Problem description: Copy each line below in which the word "this" occurs.

Collected data entries
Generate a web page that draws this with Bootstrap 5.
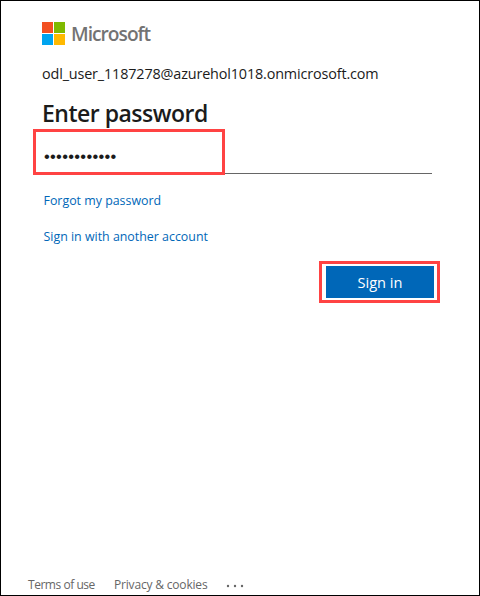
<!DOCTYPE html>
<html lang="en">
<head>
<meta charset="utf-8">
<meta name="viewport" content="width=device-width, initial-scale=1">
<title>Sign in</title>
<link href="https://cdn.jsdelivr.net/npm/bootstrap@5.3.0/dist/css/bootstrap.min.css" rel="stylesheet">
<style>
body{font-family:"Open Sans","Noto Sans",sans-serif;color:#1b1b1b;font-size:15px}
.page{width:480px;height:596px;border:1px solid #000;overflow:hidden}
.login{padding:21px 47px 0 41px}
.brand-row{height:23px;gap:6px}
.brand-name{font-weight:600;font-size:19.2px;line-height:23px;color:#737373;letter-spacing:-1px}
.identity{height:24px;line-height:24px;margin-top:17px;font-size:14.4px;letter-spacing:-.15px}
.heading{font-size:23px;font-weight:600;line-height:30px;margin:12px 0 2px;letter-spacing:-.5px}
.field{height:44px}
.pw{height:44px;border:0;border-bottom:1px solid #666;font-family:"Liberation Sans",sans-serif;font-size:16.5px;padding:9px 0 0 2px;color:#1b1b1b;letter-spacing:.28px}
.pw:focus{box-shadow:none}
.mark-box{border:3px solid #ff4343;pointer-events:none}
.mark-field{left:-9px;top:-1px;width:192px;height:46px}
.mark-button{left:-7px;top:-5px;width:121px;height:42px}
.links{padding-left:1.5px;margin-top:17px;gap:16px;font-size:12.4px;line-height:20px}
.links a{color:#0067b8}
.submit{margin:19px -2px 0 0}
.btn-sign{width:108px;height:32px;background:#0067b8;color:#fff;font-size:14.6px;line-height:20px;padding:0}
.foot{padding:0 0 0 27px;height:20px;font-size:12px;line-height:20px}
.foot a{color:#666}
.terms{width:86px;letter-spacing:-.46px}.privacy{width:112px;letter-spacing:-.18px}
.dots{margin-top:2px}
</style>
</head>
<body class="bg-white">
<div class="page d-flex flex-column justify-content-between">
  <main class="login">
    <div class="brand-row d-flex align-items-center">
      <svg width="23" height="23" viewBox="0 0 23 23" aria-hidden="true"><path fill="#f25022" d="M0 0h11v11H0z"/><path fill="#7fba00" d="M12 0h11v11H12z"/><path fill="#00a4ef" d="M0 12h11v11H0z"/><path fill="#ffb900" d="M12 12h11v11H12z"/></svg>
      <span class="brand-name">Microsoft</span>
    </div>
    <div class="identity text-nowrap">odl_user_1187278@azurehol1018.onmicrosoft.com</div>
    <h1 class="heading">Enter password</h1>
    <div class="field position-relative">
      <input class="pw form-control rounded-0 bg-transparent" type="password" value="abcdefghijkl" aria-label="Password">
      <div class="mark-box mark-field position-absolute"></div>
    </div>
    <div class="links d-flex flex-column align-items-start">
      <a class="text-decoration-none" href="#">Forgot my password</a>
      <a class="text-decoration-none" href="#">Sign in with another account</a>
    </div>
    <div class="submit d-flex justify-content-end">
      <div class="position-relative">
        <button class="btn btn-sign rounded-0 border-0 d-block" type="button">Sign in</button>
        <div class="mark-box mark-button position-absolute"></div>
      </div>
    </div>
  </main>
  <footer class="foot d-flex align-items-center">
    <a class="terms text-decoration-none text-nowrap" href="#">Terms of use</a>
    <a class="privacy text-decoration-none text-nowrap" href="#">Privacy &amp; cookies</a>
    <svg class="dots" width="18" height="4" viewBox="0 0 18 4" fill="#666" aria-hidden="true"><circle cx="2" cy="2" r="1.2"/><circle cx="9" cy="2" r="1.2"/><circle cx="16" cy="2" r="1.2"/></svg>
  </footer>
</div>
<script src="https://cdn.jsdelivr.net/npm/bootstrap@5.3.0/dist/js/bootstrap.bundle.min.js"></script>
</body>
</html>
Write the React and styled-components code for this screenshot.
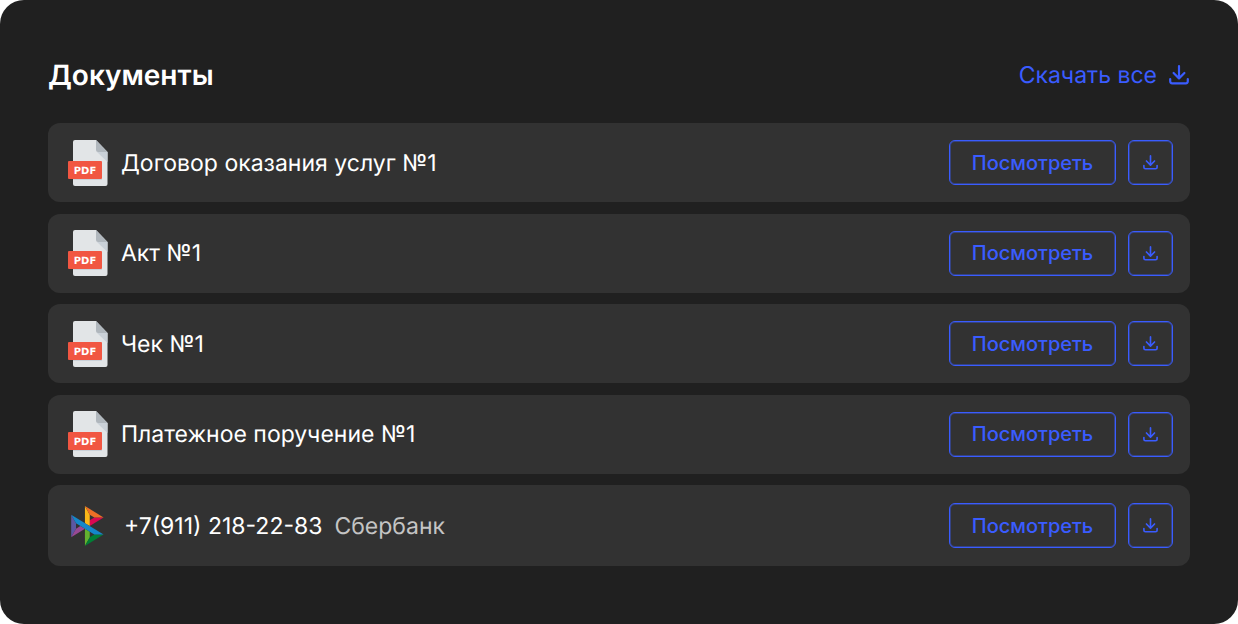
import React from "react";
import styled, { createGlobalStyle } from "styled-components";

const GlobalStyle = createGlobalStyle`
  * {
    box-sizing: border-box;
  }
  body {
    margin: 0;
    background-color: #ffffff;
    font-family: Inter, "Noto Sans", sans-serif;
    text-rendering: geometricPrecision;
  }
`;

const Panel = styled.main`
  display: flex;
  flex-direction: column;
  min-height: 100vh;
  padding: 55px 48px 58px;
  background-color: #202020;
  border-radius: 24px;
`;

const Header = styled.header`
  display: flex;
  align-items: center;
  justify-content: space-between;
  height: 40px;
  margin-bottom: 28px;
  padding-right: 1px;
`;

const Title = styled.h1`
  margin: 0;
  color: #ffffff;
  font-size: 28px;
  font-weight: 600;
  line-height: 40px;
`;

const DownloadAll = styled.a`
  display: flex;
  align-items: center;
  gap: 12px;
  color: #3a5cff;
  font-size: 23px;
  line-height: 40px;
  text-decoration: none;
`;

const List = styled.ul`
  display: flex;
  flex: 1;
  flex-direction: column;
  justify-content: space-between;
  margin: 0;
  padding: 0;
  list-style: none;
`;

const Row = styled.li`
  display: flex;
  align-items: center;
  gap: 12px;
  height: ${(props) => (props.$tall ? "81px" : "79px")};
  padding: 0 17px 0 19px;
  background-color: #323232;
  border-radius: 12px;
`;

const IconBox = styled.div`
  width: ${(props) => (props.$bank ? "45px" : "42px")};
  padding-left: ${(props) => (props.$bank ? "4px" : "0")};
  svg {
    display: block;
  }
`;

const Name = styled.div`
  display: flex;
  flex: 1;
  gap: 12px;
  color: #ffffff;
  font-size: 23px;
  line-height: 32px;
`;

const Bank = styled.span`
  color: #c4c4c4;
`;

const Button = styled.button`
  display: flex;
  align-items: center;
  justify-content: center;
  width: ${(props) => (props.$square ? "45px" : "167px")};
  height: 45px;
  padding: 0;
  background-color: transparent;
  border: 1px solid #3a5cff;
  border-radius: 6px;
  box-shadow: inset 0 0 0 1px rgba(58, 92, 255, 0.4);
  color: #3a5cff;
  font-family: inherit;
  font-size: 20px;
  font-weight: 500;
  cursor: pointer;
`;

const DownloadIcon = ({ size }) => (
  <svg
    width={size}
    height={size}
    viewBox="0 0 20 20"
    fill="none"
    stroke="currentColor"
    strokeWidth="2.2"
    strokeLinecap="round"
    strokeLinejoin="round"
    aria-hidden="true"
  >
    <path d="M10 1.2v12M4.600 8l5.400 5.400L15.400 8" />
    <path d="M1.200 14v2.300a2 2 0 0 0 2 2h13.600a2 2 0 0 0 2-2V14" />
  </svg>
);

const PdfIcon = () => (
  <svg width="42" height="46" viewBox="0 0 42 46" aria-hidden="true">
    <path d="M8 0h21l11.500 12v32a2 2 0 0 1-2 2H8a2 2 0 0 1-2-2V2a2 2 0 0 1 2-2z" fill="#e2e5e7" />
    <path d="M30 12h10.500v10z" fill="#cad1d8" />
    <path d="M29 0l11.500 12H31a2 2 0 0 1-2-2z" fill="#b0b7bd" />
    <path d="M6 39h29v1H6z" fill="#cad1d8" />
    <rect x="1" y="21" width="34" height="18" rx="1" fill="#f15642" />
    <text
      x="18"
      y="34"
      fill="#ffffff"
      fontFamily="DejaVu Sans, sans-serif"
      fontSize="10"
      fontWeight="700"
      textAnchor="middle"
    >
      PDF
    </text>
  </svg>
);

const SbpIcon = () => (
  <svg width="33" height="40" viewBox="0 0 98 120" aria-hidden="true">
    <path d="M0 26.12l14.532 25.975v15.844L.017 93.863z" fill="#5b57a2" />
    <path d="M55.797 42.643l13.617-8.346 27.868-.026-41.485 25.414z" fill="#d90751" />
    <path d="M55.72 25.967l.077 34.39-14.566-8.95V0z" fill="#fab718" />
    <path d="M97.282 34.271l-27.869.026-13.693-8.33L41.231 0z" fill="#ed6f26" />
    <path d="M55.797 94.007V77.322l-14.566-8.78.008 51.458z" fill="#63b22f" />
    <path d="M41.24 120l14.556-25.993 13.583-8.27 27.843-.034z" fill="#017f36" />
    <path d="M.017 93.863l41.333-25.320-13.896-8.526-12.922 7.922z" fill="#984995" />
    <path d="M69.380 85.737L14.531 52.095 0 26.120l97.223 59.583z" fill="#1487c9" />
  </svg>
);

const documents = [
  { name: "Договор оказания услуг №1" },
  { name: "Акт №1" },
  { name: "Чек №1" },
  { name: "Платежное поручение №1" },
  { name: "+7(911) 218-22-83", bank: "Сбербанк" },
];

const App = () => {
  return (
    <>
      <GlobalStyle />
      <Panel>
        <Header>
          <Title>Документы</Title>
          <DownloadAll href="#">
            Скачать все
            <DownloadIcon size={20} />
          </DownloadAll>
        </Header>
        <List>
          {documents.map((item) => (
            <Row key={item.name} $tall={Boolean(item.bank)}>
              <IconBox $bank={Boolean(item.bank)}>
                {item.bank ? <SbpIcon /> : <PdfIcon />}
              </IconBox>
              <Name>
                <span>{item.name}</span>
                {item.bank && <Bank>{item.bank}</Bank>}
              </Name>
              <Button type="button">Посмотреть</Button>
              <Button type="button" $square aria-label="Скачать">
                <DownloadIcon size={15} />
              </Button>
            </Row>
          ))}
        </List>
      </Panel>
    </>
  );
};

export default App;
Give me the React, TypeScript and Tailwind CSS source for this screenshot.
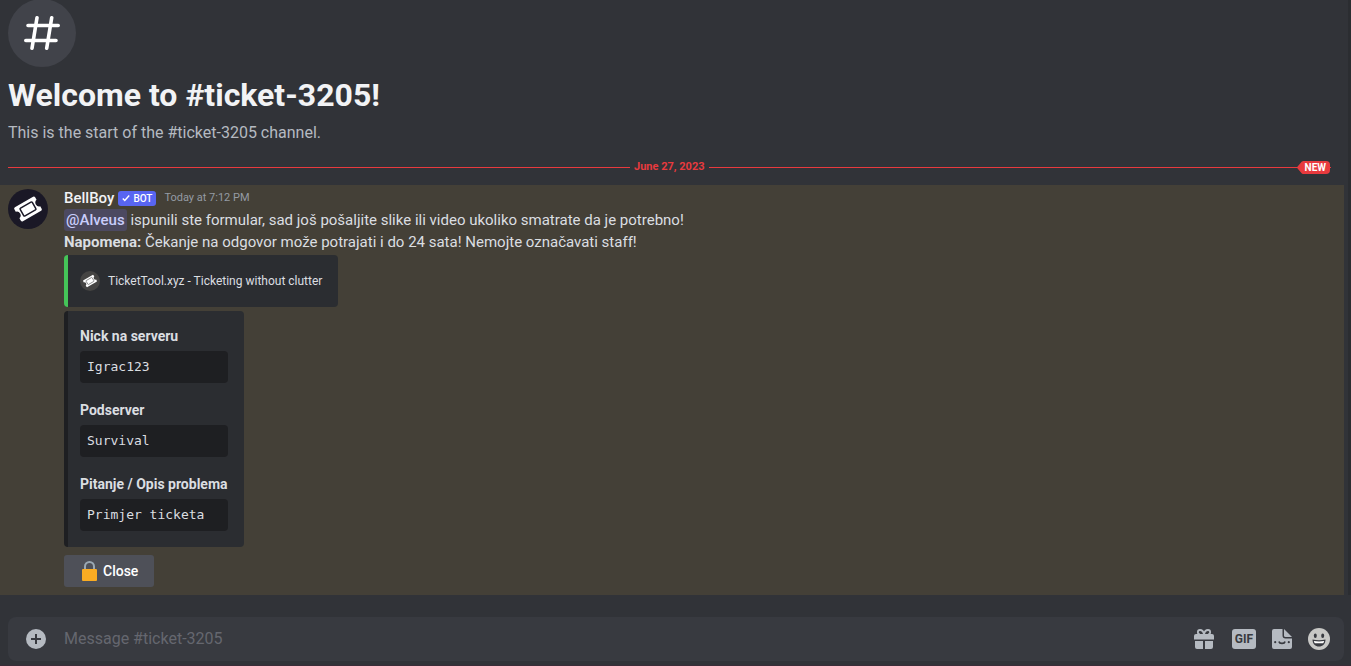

Exercise output:
Generate a web page that draws this with Bootstrap 5.
Write the React and styled-components code for this screenshot.
Give me the React, TypeScript and Tailwind CSS source for this screenshot.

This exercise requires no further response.